Wow, that's a very long email.

While it's possible to fuzzy test bash, the problem is, first, you
have to find a way to generate strings that maximize the chance of
being a genuine command or a command that triggers a bug. This is
very expensive...

Second, once you generate a command, how will your test program know
if it found a bug? It's easy when bash segfaults, but in the case of
shellshock, it wasn't a crash. It was rather that bash was executing
code where it shouldn't. Not even humans were able to tell that for
more than 20 years.
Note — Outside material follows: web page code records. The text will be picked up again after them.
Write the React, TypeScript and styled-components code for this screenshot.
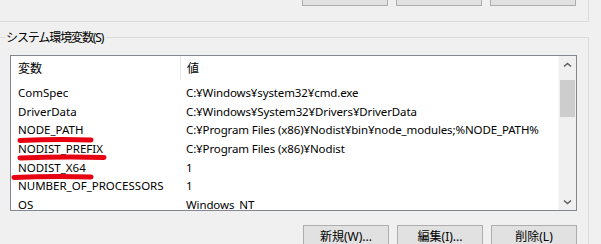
import React from 'react';
import styled, { createGlobalStyle } from 'styled-components';

const font = `"Noto Sans", "Noto Sans CJK JP", sans-serif`;

const GlobalStyle = createGlobalStyle`
  html, body {
    margin: 0;
    padding: 0;
    background: #f0f0f0;
  }
  body {
    font-family: ${font};
  }
`;

const Page = styled.div`
  position: relative;
  width: 601px;
  height: 244px;
  overflow: hidden;
  background: #f0f0f0;
  font-family: ${font};
  font-size: 11.5px;
  color: #000;
`;

const UserGroup = styled.div`
  width: 588px;
  height: 21px;
  border-right: 1px solid #dcdcdc;
  border-bottom: 1px solid #dcdcdc;
  display: flex;
  justify-content: flex-end;
  padding-right: 12px;
  box-sizing: content-box;
  margin-left: -12px;
`;

const ButtonRow = styled.div<{ $top?: number }>`
  display: flex;
  justify-content: flex-end;
  gap: 8px;
  margin-top: ${({ $top }) => $top ?? 0}px;
`;

const Button = styled.button`
  width: 86px;
  height: 24px;
  box-sizing: border-box;
  background: #e1e1e1;
  border: 1px solid #adadad;
  border-radius: 0;
  padding: 0 0 3px 0;
  font-family: ${font};
  font-size: 12px;
  color: #000;
`;

const SystemGroup = styled.div`
  margin-top: 8px;
  width: 589px;
`;

const GroupHeader = styled.div`
  display: flex;
  height: 16px;
`;

const LeadLine = styled.div`
  width: 5px;
  margin-top: 7px;
  border-top: 1px solid #dcdcdc;
`;

const TrailLine = styled.div`
  flex: 1;
  margin-top: 7px;
  margin-left: 3px;
  border-top: 1px solid #dcdcdc;
  border-right: 1px solid #dcdcdc;
`;

const GroupLabel = styled.span`
  padding-left: 1px;
  font-size: 12px;
  line-height: 16px;
  letter-spacing: -1.1px;
  white-space: nowrap;
`;

const GroupBody = styled.div`
  border-right: 1px solid #dcdcdc;
  padding: 9px 11px 0 10px;
  height: 200px;
`;

const ListView = styled.div`
  display: flex;
  height: 156px;
  box-sizing: border-box;
  border: 1px solid #828790;
  background: #fff;
`;

const ListContent = styled.div`
  flex: 1;
  display: flex;
  flex-direction: column;
  overflow: hidden;
`;

const HeaderRow = styled.div`
  display: flex;
  height: 24px;
  padding-bottom: 3.9px;
  flex-shrink: 0;
`;

const HeaderCell = styled.div<{ $width?: number; $divider?: boolean }>`
  ${({ $width }) => ($width ? `width: ${$width}px;` : 'flex: 1;')}
  box-sizing: border-box;
  padding-left: ${({ $divider }) => ($divider ? 6 : 7)}px;
  padding-top: 4px;
  line-height: 18px;
  font-size: 12px;
  border-left: ${({ $divider }) => ($divider ? '1px solid #e5e5e5' : 'none')};
`;

const Row = styled.div`
  display: flex;
  flex-shrink: 0;
  height: 18.67px;
  line-height: 18.67px;
  white-space: nowrap;
`;

const NameCell = styled.div`
  width: 169px;
  box-sizing: border-box;
  padding-left: 7px;
`;

const ValueCell = styled.div`
  flex: 1;
  padding-left: 6px;
  letter-spacing: -0.12px;
  overflow: hidden;
`;

const ScrollBar = styled.div`
  width: 17px;
  display: flex;
  flex-direction: column;
  background: #f0f0f0;
  border-left: 1px solid #f7f7f7;
`;

const ArrowButton = styled.div`
  height: 17px;
  display: flex;
  align-items: center;
  justify-content: center;
`;

const Track = styled.div`
  flex: 1;
  padding: 7px 1px 0 1px;
`;

const Thumb = styled.div`
  height: 37px;
  background: #cdcdcd;
`;

const BottomButtons = styled(ButtonRow)`
  margin-top: 14px;
`;

const Marks = styled.svg`
  position: absolute;
  left: 0;
  top: 0;
  pointer-events: none;
`;

const rows: [string, string][] = [
  ['ComSpec', 'C:¥Windows¥system32¥cmd.exe'],
  ['DriverData', 'C:¥Windows¥System32¥Drivers¥DriverData'],
  ['NODE_PATH', 'C:¥Program Files (x86)¥Nodist¥bin¥node_modules;%NODE_PATH%'],
  ['NODIST_PREFIX', 'C:¥Program Files (x86)¥Nodist'],
  ['NODIST_X64', '1'],
  ['NUMBER_OF_PROCESSORS', '1'],
  ['OS', 'Windows_NT'],
];

const Chevron: React.FC<{ down?: boolean }> = ({ down }) => (
  <svg width="9" height="6" viewBox="0 0 9 6">
    <path
      d={down ? 'M1 1.5 L4.5 4.5 L8 1.5' : 'M1 4.5 L4.5 1.5 L8 4.5'}
      fill="none"
      stroke="#606060"
      strokeWidth="1.6"
    />
  </svg>
);

const App: React.FC = () => {
  return (
    <>
      <GlobalStyle />
      <Page>
        <UserGroup>
          <ButtonRow $top={-18}>
            <Button>新規(N)...</Button>
            <Button>編集(E)...</Button>
            <Button>削除(D)</Button>
          </ButtonRow>
        </UserGroup>

        <SystemGroup>
          <GroupHeader>
            <LeadLine />
            <GroupLabel>システム環境変数(S)</GroupLabel>
            <TrailLine />
          </GroupHeader>
          <GroupBody>
            <ListView>
              <ListContent>
                <HeaderRow>
                  <HeaderCell $width={169}>変数</HeaderCell>
                  <HeaderCell $divider>値</HeaderCell>
                </HeaderRow>
                {rows.map(([name, value]) => (
                  <Row key={name}>
                    <NameCell>{name}</NameCell>
                    <ValueCell>{value}</ValueCell>
                  </Row>
                ))}
              </ListContent>
              <ScrollBar>
                <ArrowButton>
                  <Chevron />
                </ArrowButton>
                <Track>
                  <Thumb />
                </Track>
                <ArrowButton>
                  <Chevron down />
                </ArrowButton>
              </ScrollBar>
            </ListView>
            <BottomButtons>
              <Button>新規(W)...</Button>
              <Button>編集(I)...</Button>
              <Button>削除(L)</Button>
            </BottomButtons>
          </GroupBody>
        </SystemGroup>

        <Marks width="601" height="244" viewBox="0 0 601 244">
          <g fill="none" stroke="#e60012" strokeWidth="5" strokeLinecap="round">
            <path d="M20 140.5 Q55 139 91 140" />
            <path d="M20 158 Q62 156.5 104 157.5" />
            <path d="M14 177.5 Q52 176 91 177" />
          </g>
        </Marks>
      </Page>
    </>
  );
};

export default App;
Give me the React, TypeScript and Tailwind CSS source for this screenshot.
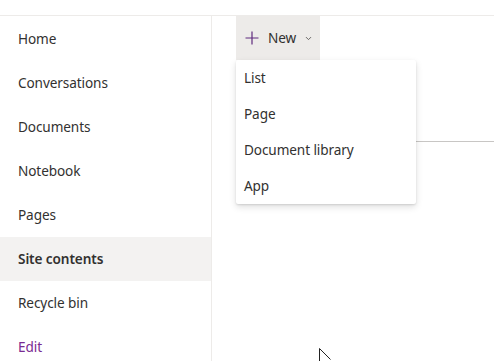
import { ChevronDown } from 'lucide-react';

const navItems = [
  'Home',
  'Conversations',
  'Documents',
  'Notebook',
  'Pages',
  'Site contents',
  'Recycle bin',
];

const menuItems = ['List', 'Page', 'Document library', 'App'];

const App = () => {
  return (
    <div
      className="relative w-[494px] h-[361px] overflow-hidden bg-white text-[13.6px] tracking-[-0.1px] text-[#323130]"
      style={{ fontFamily: '"Segoe UI", "Noto Sans", sans-serif' }}
    >
      {/* top strip */}
      <div className="h-[16px] border-b border-[#edebe9]"></div>

      <div className="flex h-[345px]">
        {/* Left nav */}
        <nav className="w-[212px] shrink-0 border-r border-[#edebe9]">
          <ul className="pt-px">
            {navItems.map((item) => (
              <li
                key={item}
                className={`h-[44px] px-[18px] flex items-center ${
                  item === 'Site contents' ? 'bg-[#f3f2f1] font-semibold' : ''
                }`}
              >
                {item}
              </li>
            ))}
            <li className="h-[44px] px-[18px] flex items-center text-[#7a2b91]">Edit</li>
          </ul>
        </nav>

        {/* Main */}
        <main className="flex-1 pl-[24px]">
          <div className="relative w-[84px]">
            <button className="h-[44px] w-[84px] bg-[#edebe9] flex items-center pl-[9px]">
              <svg width="14" height="14" viewBox="0 0 14 14" className="text-[#5f2a7e]">
                <path d="M7 0.5v13M0.5 7h13" stroke="currentColor" strokeWidth="1.2" fill="none" />
              </svg>
              <span className="ml-[9px]">New</span>
              <ChevronDown className="ml-[8px] w-[9px] h-[9px] text-[#605e5c]" strokeWidth={2.5} />
            </button>

            {/* Dropdown menu */}
            <div className="absolute left-0 top-full z-10 w-[180px] bg-white rounded-[2px] shadow-[0_3px_7px_rgba(0,0,0,0.13),0_1px_2px_rgba(0,0,0,0.11)]">
              {menuItems.map((m) => (
                <div key={m} className="h-[36px] px-[8px] flex items-center">
                  {m}
                </div>
              ))}
            </div>
          </div>

          <div className="mt-[81px] h-px bg-[#c8c6c4]"></div>
        </main>
      </div>

      {/* mouse pointer */}
      <svg
        className="absolute left-[318px] top-[348px]"
        width="14"
        height="14"
        viewBox="0 0 14 14"
      >
        <path d="M1.5 0.5v13.5M1.5 0.5l11 11" stroke="#222" strokeWidth="1" fill="white" />
      </svg>
    </div>
  );
};

export default App;
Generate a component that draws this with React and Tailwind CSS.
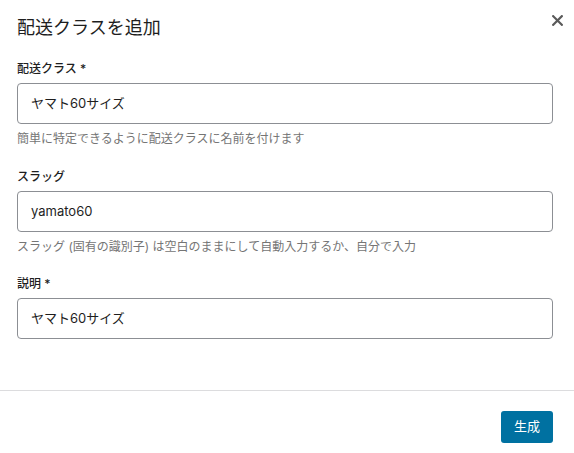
export default function App() {
  const font = { fontFamily: 'Inter, "Noto Sans CJK JP", sans-serif' };
  return (
    <div className="w-[574px] h-[453px] bg-white text-[#1e1e1e] flex flex-col" style={font}>
      <div className="flex items-start justify-between pl-[17px] pr-[11px] pt-[16px]">
        <h1 className="text-[18px] leading-[24px] font-normal">配送クラスを追加</h1>
        <button className="w-[12px] h-[12px] mt-[-2px] flex items-center justify-center text-[#555]">
          <svg width="11" height="11" viewBox="0 0 11 11">
            <path d="M1.2 1.2 L9.8 9.8 M9.8 1.2 L1.2 9.8" stroke="#5a5a5a" strokeWidth="2.2" strokeLinecap="square" />
          </svg>
        </button>
      </div>

      <div className="flex flex-col pl-[17px] pr-[21px] pt-[21px]">
        <label className="text-[12px] leading-[16px] font-medium">配送クラス *</label>
        <div className="mt-[6px] h-[41px] border border-[#8c8f94] rounded-[4px] flex items-center px-[13px] text-[13px]">
          ヤマト60サイズ
        </div>
        <p className="mt-[7px] text-[12px] leading-[16px] text-[#757575]">簡単に特定できるように配送クラスに名前を付けます</p>

        <label className="mt-[22px] text-[12px] leading-[16px] font-medium">スラッグ</label>
        <div className="mt-[6px] h-[41px] border border-[#8c8f94] rounded-[4px] flex items-center px-[13px] text-[13px]">
          yamato60
        </div>
        <p className="mt-[7px] text-[12px] leading-[16px] text-[#757575]">スラッグ (固有の識別子) は空白のままにして自動入力するか、自分で入力</p>

        <label className="mt-[21px] text-[12px] leading-[16px] font-medium">説明 *</label>
        <div className="mt-[6px] h-[41px] border border-[#8c8f94] rounded-[4px] flex items-center px-[13px] text-[13px]">
          ヤマト60サイズ
        </div>
      </div>

      <div className="mt-[51px] border-t border-[#dcdcde]"></div>
      <div className="flex justify-end pr-[21px] pt-[20px]">
        <button className="w-[52px] h-[32px] rounded-[3px] bg-[#0071a1] text-white text-[13px] flex items-center justify-center">
          生成
        </button>
      </div>
    </div>
  );
}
I'm sure Stephane wasn't the first one to notice
that, but he was the first one to realize the huge problem that this
represented.

Also, you have to find a way to isolate your machine/OS from the
testing, because bash has access to the file system, and other
things, that could destroy the operating system in the case of a
command gone wrong. (I suggest looking at 'shbot' for this particular
issue).

Other than that, I guess, good luck. I also played with this idea for
some time in my mind, but, didn't bother implementing it, because of
the second point, mainly.

I guess you could feed your command generator a large corpus of
scripts, and use a Markov model to generate sequences of commands,
that could be better than the combinatorics.